Refining the Sharp Left Turn threat model

(Coauthored with others on the alignment team and cross-posted from the alignment forum: part 1, part 2)

A sharp left turn (SLT) is a possible rapid increase in AI system capabilities (such as planning and world modeling) that could result in alignment methods no longer working. This post aims to make the sharp left turn scenario more concrete. We will discuss our understanding of the claims made in this threat model, propose some mechanisms for how a sharp left turn could occur, how alignment techniques could manage a sharp left turn or fail to do so.

Image credit: Adobe

Claims of the threat model

What are the main claims of the “sharp left turn” threat model?

Claim 1. Capabilities will generalize far (i.e., to many domains)

There is an AI system that:

  • Performs well: it can accomplish impressive feats, or achieve high scores on valuable metrics.
  • Generalizes, i.e., performs well in new domains, which were not optimized for during training, with no domain-specific tuning.

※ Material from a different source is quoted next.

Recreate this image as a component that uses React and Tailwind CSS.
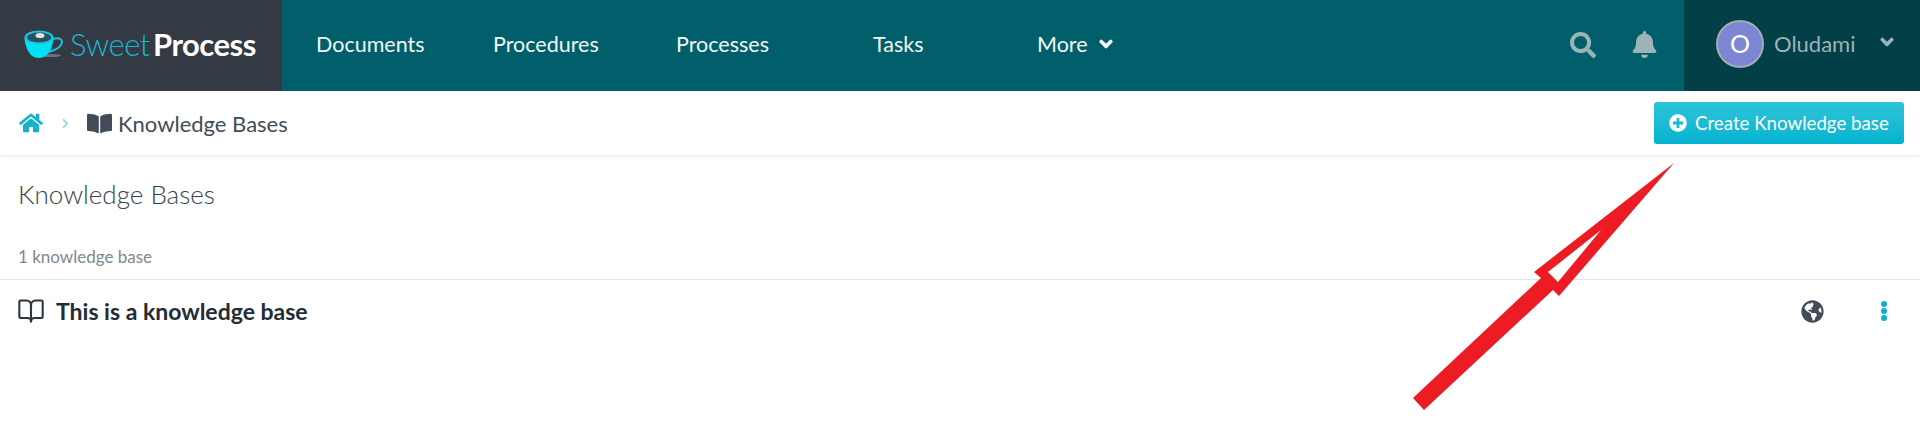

Generalization is a key component of this threat model because we’re not going to directly train an AI system for the task of disempowering humanity, so for the system to be good at this task, the capabilities it develops during training need to be more broadly applicable. 

Some optional sub-claims can be made that increase the risk level of the threat model:

Claim 1a [Optional]: Capabilities (in different “domains”) will all generalize at the same time

Claim 1b [Optional]: Capabilities will generalize far in a discrete phase transition (rather than continuously) 

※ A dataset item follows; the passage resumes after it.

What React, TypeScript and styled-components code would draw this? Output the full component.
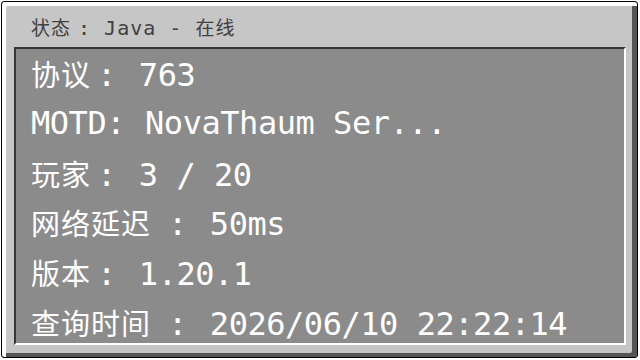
import React from "react";
import styled, { createGlobalStyle } from "styled-components";

const MONO = `"DejaVu Sans Mono", "Liberation Mono", monospace`;
const CJK = `"Noto Sans CJK SC", "Noto Sans", sans-serif`;

const GlobalStyle = createGlobalStyle`
  html, body {
    margin: 0;
    padding: 0;
    background: #ffffff;
  }
  #root {
    width: 640px;
    height: 360px;
    overflow: hidden;
  }
`;

const Frame = styled.div`
  box-sizing: border-box;
  margin: 1px;
  width: 637px;
  height: 357px;
  border: 1px solid #000000;
  border-radius: 3px;
  background: #c6c6c6;
  box-shadow: inset 4px 4px 0 #ffffff, inset -5px -4px 0 #555555;
  display: flex;
  flex-direction: column;
  padding: 0 11px 12px 12px;
`;

const Title = styled.div`
  box-sizing: border-box;
  height: 45px;
  flex: 0 0 45px;
  display: flex;
  align-items: baseline;
  padding: 10px 0 0 17px;
  line-height: 30px;
  color: #404040;
`;

const TitleCjk = styled.span`
  font-family: ${CJK};
  font-size: 19px;
  letter-spacing: 1px;
`;

const TitleLatin = styled.span<{ $lead?: number }>`
  font-family: ${MONO};
  font-size: 20px;
  letter-spacing: 1px;
  white-space: pre;
  margin-left: ${(p) => p.$lead ?? 0}px;
`;

const Panel = styled.div`
  flex: 1;
  min-height: 0;
  background: #8b8b8b;
  border-style: solid;
  border-width: 2px;
  border-color: #373737 #ffffff #ffffff #373737;
  padding-left: 15px;
  display: flex;
  flex-direction: column;
  color: #ffffff;
`;

const Row = styled.div`
  flex: 0 0 49.8px;
  height: 49.8px;
  display: flex;
  align-items: baseline;
  line-height: 49.8px;
  white-space: pre;
`;

const Label = styled.span<{ $cjk: boolean }>`
  font-family: ${(p) => (p.$cjk ? CJK : MONO)};
  font-size: ${(p) => (p.$cjk ? 29 : 32)}px;
  letter-spacing: ${(p) => (p.$cjk ? 1 : -0.46)}px;
`;

const Colon = styled.span<{ $gap: number }>`
  font-family: ${MONO};
  font-size: 32px;
  letter-spacing: -0.46px;
  margin-left: ${(p) => p.$gap}px;
`;

const Value = styled.span<{ $lead: number }>`
  font-family: ${MONO};
  font-size: 32px;
  letter-spacing: -0.46px;
  margin-left: ${(p) => p.$lead}px;
`;

type Info = { label: string; value: string; gap: number; lead: number };

const rows: Info[] = [
  { label: "协议", value: "763", gap: 6, lead: 23 },
  { label: "MOTD", value: "NovaThaum Ser...", gap: 0, lead: 20 },
  { label: "玩家", value: "3 / 20", gap: 6, lead: 23 },
  { label: "网络延迟", value: "50ms", gap: 17, lead: 23 },
  { label: "版本", value: "1.20.1", gap: 6, lead: 23 },
  { label: "查询时间", value: "2026/06/10 22:22:14", gap: 17, lead: 23 },
];

const isCjk = (s: string) => /[\u3400-\u9fff]/.test(s);

export default function App() {
  return (
    <>
      <GlobalStyle />
      <Frame>
        <Title>
          <TitleCjk>状态</TitleCjk>
          <TitleLatin $lead={7}>: Java - </TitleLatin>
          <TitleCjk>在线</TitleCjk>
        </Title>
        <Panel>
          {rows.map((r) => (
            <Row key={r.label}>
              <Label $cjk={isCjk(r.label)}>{r.label}</Label>
              <Colon $gap={r.gap}>:</Colon>
              <Value $lead={r.lead}>{r.value}</Value>
            </Row>
          ))}
        </Panel>
      </Frame>
    </>
  );
}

Claim 2. Alignment techniques that worked previously will fail during this transition

  • Qualitatively different alignment techniques are needed. The ways the techniques work apply to earlier versions of the AI technology, but not to the new version because the new version gets its capability through something new, or jumps to a qualitatively higher capability level (even if through “scaling” the same mechanisms).

Claim 3: Humans can’t intervene to prevent or align this transition 

  • Path 1: humans don’t notice because it’s too fast (or they aren’t paying attention)
  • Path 2: humans notice but are unable to make alignment progress in time
  • Some combination of these paths, as long as the end result is insufficiently correct alignment

Arguments for the claims in this threat model

  • Claim 1: There is a “core” of general intelligence – a most effective way of updating beliefs and selecting actions (Ruin #22). Speculation about what the core is: consequentialism /  EU maximization / “doing things for reasons”. 
  • Claim 1a: Capability gains from intelligence are highly correlated (Ruin #15)
  • Claim 2: There is no simple core for alignment (Ruin #22), Corrigibility is anti-natural (Ruin #23)
  • Claims 1 & 2: arguments in Will capabilities generalize more? (+ Ruin #21)
  • Claim 3: We can’t coordinate to avoid AGI (Ruin #4)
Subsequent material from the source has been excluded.